Les sortantes LR Christelle Petex (3e circonscription) et Virginie Duby-Muller (4e) ont été réélues confortablement avec des scores respectifs de 56,2 % et 68,9 %. Et malgré le coup dur pour le camp présidentiel au niveau national, les sortants haut-savoyards sauvent leur siège.
Véronique Riotton (1re), Antoine Armand (2e), Anne-Cécile Violland (5e) et Xavier Roseren (6e) engrangent même des voix supplémentaires par rapport aux précédentes législatives. "Dès 2019 et encore plus en 2022, on a observé un recul du camp présidentiel dans les milieux populaires et les grandes agglomérations urbaines, mais une résistance dans les milieux favorisés. Cette résistance, on la voit très bien en Haute-Savoie", ajoute-t-il.
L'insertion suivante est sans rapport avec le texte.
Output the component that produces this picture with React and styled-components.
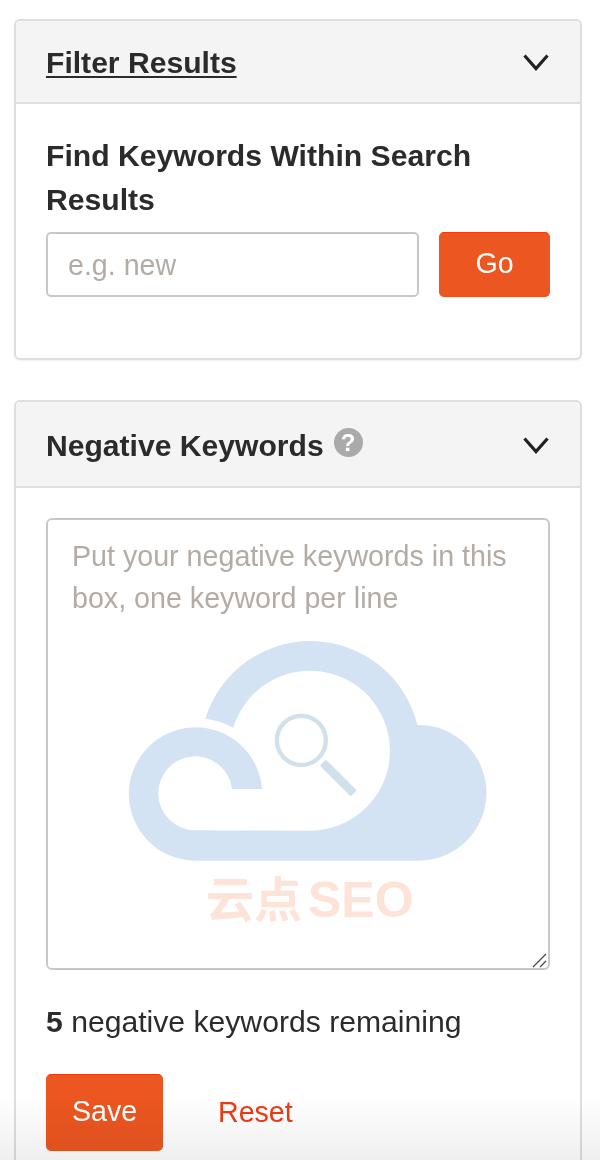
import React from 'react'
import styled, { createGlobalStyle } from 'styled-components'

const GlobalStyle = createGlobalStyle`
  html, body {
    margin: 0;
    height: 1160px;
    overflow: hidden;
    background: #fff;
  }
  body {
    font-family: "Liberation Sans", Arial, sans-serif;
    color: #2b2b2b;
  }
  * { box-sizing: border-box; }
`
const Page = styled.main`
  position: relative;
  height: 1160px;
  overflow: hidden;
  padding: 19px 18px 0 14px;
  display: flex;
  flex-direction: column;
  gap: 40px;
`
const Card = styled.section`
  border: 2px solid #dedede;
  border-radius: 6px;
  background: #fff;
  flex: none;
  box-shadow: 0 1px 2px rgba(0, 0, 0, 0.06);
`
const CardHeader = styled.header`
  height: ${(p) => p.$height}px;
  display: flex;
  align-items: center;
  justify-content: space-between;
  padding: ${(p) => p.$nudge}px 30px 0;
  background: #f4f4f4;
  border-bottom: 2px solid #dedede;
  border-radius: 4px 4px 0 0;
`
const TitleRow = styled.div`
  display: flex;
  align-items: center;
  gap: 10px;
`
const CardTitle = styled.h2`
  margin: 0;
  font-size: 30.1px;
  line-height: 36px;
  font-weight: 700;
  color: #2b2b2b;
  text-decoration: ${(p) => (p.$underline ? 'underline' : 'none')};
  text-decoration-thickness: 2px;
  text-underline-offset: 3px;
`
const Chevron = styled.svg`
  width: 28px;
  height: 19px;
  flex: none;
`
const HelpIcon = styled.span`
  width: 29px;
  height: 29px;
  border-radius: 50%;
  background: #aaaaaa;
  color: #fff;
  font-size: 24px;
  line-height: 29px;
  font-weight: 700;
  text-align: center;
  margin-top: -6px;
`
const FilterBody = styled.div`
  padding: 30px 30px 61px;
`
const FieldLabel = styled.h3`
  margin: 0 0 10px;
  font-size: 30.15px;
  line-height: 44px;
  font-weight: 700;
  color: #2b2b2b;
`
const SearchRow = styled.div`
  display: flex;
  gap: 20px;
`
const SearchInput = styled.input`
  width: 373px;
  height: 65px;
  padding: 2px 20px 0;
  border: 2px solid #c8c8c8;
  border-radius: 5px;
  font: 28.6px "Liberation Sans", Arial, sans-serif;
  color: #2b2b2b;
  outline: none;
  &::placeholder {
    color: #b3aba4;
    opacity: 1;
  }
`
const PrimaryButton = styled.button`
  width: ${(p) => p.$width}px;
  height: ${(p) => p.$height}px;
  border: 1px solid #ec5620;
  border-top-color: #ee3a12;
  border-radius: 5px;
  background: #ec5620;
  color: #fff;
  font: 28.6px "Liberation Sans", Arial, sans-serif;
  padding: 0 0 2px;
`
const NegativeBody = styled.div`
  padding: 30px 30px 40px;
`
const AreaWrap = styled.div`
  position: relative;
  width: 504px;
  height: 452px;
`
const KeywordsArea = styled.textarea`
  display: block;
  width: 504px;
  height: 452px;
  padding: 15px 24px;
  border: 2px solid #c8c8c8;
  border-radius: 6px;
  font: 28.65px/42px "Liberation Sans", Arial, sans-serif;
  color: #2b2b2b;
  outline: none;
  resize: none;
  background: transparent;
  &::placeholder {
    color: #b3aba4;
    opacity: 1;
  }
`
const ResizeGrip = styled.svg`
  position: absolute;
  right: 2px;
  bottom: 2px;
  width: 16px;
  height: 16px;
  pointer-events: none;
`
const Watermark = styled.div`
  position: absolute;
  left: 54px;
  top: 102px;
  width: 410px;
  pointer-events: none;
`
const CloudSvg = styled.svg`
  display: block;
  width: 410px;
  height: 256px;
`
const WatermarkText = styled.div`
  margin: -3px 0 0 106px;
  font-family: "Noto Sans CJK SC", sans-serif;
  font-size: 48px;
  line-height: 46px;
  font-weight: 700;
  color: #fde3d8;
  white-space: nowrap;
`
const WatermarkLatin = styled.span`
  font-family: "Liberation Sans", sans-serif;
  font-size: 50px;
  margin-left: 6px;
`
const Remaining = styled.p`
  margin: 32px 0 0;
  font-size: 30.15px;
  line-height: 40px;
  color: #2b2b2b;
`
const Actions = styled.div`
  margin-top: 32px;
  display: flex;
  align-items: center;
  gap: 55px;
`
const ResetLink = styled.a`
  font-size: 28.6px;
  color: #ee3a12;
`
const BottomFade = styled.div`
  position: absolute;
  left: 0;
  right: 0;
  bottom: 0;
  height: 62px;
  pointer-events: none;
  mix-blend-mode: multiply;
  background: linear-gradient(to bottom, #ffffff, #efefef);
`

function ChevronDown() {
  return (
    <Chevron viewBox="0 0 28 19">
      <polyline points="2.5,2.5 14,15.5 25.5,2.5" fill="none" stroke="#222" strokeWidth="3.2" />
    </Chevron>
  )
}

function App() {
  return (
    <>
      <GlobalStyle />
      <Page>
        <Card>
          <CardHeader $height={83} $nudge={2}>
            <CardTitle $underline>Filter Results</CardTitle>
            <ChevronDown />
          </CardHeader>
          <FilterBody>
            <FieldLabel>Find Keywords Within Search Results</FieldLabel>
            <SearchRow>
              <SearchInput placeholder="e.g. new" />
              <PrimaryButton $width={111} $height={65}>Go</PrimaryButton>
            </SearchRow>
          </FilterBody>
        </Card>
        <Card>
          <CardHeader $height={86} $nudge={3}>
            <TitleRow>
              <CardTitle>Negative Keywords</CardTitle>
              <HelpIcon>?</HelpIcon>
            </TitleRow>
            <ChevronDown />
          </CardHeader>
          <NegativeBody>
            <AreaWrap>
              <KeywordsArea placeholder="Put your negative keywords in this box, one keyword per line" />
              <ResizeGrip viewBox="0 0 16 16">
                <path d="M1 15 L14 2 M8 15 L14 9" stroke="#444" strokeWidth="1.2" fill="none" />
              </ResizeGrip>
              <Watermark>
                <CloudSvg viewBox="0 0 1230 768">
                  <path
                    fill="#d4e3f4"
                    d="M396 507 A111 111 0 1 0 285 631 L632 632 A240 240 0 1 0 400 323 A227 227 0 0 0 316 296 A330 330 0 0 1 952 315 L956 315 A203.5 203.5 0 0 1 956 722 L285 722 A200 200 0 1 1 486 507 Z"
                  />
                  <circle cx="604" cy="361" r="73.5" fill="none" stroke="#cfe1ea" strokeWidth="13" />
                  <rect x="-65.5" y="-13" width="131" height="26" rx="4" fill="#cfe1ea" transform="translate(715 474) rotate(45)" />
                </CloudSvg>
                <WatermarkText>云点<WatermarkLatin>SEO</WatermarkLatin></WatermarkText>
              </Watermark>
            </AreaWrap>
            <Remaining><b>5</b> negative keywords remaining</Remaining>
            <Actions>
              <PrimaryButton $width={117} $height={77}>Save</PrimaryButton>
              <ResetLink>Reset</ResetLink>
            </Actions>
          </NegativeBody>
        </Card>
        <BottomFade />
      </Page>
    </>
  )
}

export default App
En Savoie, la sortante Marina Ferrari (MoDem), ex-secrétaire d'Etat au Numérique, a été réélue dans la première circonscription, celle d'Aix-les-Bains et de l'avant-pays savoyard. Bien que distancée par la candidate du RN au premier tour, elle bénéficie du retrait de la candidate NFP et l'emporte avec 58,1 % des voix.
Jean-François Coulomme, député sortant (LFI-NFP) de la 4e circonscription, l'emporte également avec une confortable avance (59,1 %) sur son adversaire du RN après le désistement de la candidate macroniste.
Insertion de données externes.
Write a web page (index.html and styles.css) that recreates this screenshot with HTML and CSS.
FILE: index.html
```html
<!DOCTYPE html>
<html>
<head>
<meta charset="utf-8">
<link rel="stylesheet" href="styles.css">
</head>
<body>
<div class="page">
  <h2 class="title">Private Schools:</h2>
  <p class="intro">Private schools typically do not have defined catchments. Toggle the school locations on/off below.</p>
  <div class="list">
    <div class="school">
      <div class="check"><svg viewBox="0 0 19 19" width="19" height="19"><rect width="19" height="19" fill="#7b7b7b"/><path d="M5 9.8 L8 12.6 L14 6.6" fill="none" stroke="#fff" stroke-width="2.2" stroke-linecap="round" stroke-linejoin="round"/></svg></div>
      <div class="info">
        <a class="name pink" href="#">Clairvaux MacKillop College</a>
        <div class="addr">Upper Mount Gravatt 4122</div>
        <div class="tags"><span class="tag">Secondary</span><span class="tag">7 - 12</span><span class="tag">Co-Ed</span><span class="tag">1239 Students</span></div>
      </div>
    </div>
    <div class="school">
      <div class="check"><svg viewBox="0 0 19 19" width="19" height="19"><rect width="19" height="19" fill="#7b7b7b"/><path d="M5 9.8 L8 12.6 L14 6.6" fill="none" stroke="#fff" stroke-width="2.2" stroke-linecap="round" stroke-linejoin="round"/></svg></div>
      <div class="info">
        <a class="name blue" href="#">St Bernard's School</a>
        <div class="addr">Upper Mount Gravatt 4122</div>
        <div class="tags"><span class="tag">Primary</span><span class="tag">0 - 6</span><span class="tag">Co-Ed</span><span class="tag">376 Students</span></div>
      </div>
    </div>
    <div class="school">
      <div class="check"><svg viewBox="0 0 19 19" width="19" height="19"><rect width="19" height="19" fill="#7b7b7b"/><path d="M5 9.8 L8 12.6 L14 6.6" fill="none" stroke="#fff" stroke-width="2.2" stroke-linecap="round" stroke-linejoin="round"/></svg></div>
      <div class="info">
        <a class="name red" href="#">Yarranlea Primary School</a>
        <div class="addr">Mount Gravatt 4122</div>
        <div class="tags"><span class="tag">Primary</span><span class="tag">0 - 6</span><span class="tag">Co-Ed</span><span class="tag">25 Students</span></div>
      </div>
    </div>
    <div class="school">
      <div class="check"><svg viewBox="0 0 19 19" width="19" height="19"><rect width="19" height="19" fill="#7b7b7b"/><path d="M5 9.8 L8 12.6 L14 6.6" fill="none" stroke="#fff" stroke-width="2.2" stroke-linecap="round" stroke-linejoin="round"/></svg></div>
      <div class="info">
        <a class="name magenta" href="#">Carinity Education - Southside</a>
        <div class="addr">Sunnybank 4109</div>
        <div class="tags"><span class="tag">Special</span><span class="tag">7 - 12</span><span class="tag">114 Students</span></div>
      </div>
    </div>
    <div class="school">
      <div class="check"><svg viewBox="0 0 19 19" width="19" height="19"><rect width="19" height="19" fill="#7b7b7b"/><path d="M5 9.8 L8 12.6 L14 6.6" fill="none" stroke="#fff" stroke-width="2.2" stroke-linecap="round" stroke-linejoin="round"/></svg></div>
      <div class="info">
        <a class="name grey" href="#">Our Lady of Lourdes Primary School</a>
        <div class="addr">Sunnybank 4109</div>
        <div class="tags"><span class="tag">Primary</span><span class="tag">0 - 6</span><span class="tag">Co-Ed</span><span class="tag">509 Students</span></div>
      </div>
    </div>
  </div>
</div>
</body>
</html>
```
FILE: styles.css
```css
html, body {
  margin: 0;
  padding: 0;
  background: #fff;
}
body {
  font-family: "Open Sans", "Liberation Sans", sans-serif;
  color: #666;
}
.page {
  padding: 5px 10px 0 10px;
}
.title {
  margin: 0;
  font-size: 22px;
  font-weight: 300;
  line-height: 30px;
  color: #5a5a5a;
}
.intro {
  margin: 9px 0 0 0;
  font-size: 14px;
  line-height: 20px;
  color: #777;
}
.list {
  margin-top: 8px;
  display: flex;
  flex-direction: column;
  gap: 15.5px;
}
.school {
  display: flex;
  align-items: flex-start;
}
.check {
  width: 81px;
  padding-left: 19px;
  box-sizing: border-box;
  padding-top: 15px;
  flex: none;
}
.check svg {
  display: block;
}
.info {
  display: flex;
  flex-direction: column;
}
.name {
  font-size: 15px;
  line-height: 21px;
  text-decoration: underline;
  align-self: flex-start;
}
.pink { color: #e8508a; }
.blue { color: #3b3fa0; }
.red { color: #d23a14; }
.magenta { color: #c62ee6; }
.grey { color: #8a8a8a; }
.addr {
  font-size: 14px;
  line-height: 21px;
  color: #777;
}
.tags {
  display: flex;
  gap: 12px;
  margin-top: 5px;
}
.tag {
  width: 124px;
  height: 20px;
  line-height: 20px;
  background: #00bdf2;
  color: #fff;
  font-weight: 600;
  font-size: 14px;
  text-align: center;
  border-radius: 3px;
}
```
Les sortants Les Républicains Emilie Bonnivard (3e circonscription) et Vincent Rolland (4e) ont également été réélus ce dimanche dans des duels face au RN, mais avec des scores moins importants qu'en 2022, où ils faisaient face à des candidats Nupes au second tour.
"En Savoie, là encore, tous les sortants ont été reconduits avec, pour LR, un score un peu moins élevé qu'il n'avait pu l'être en 2022 mais dans des duels qui étaient différents. Surtout, ce score est meilleur face au RN que ne l'avait fait Emmanuel Macron en 2022", analyse le politologue.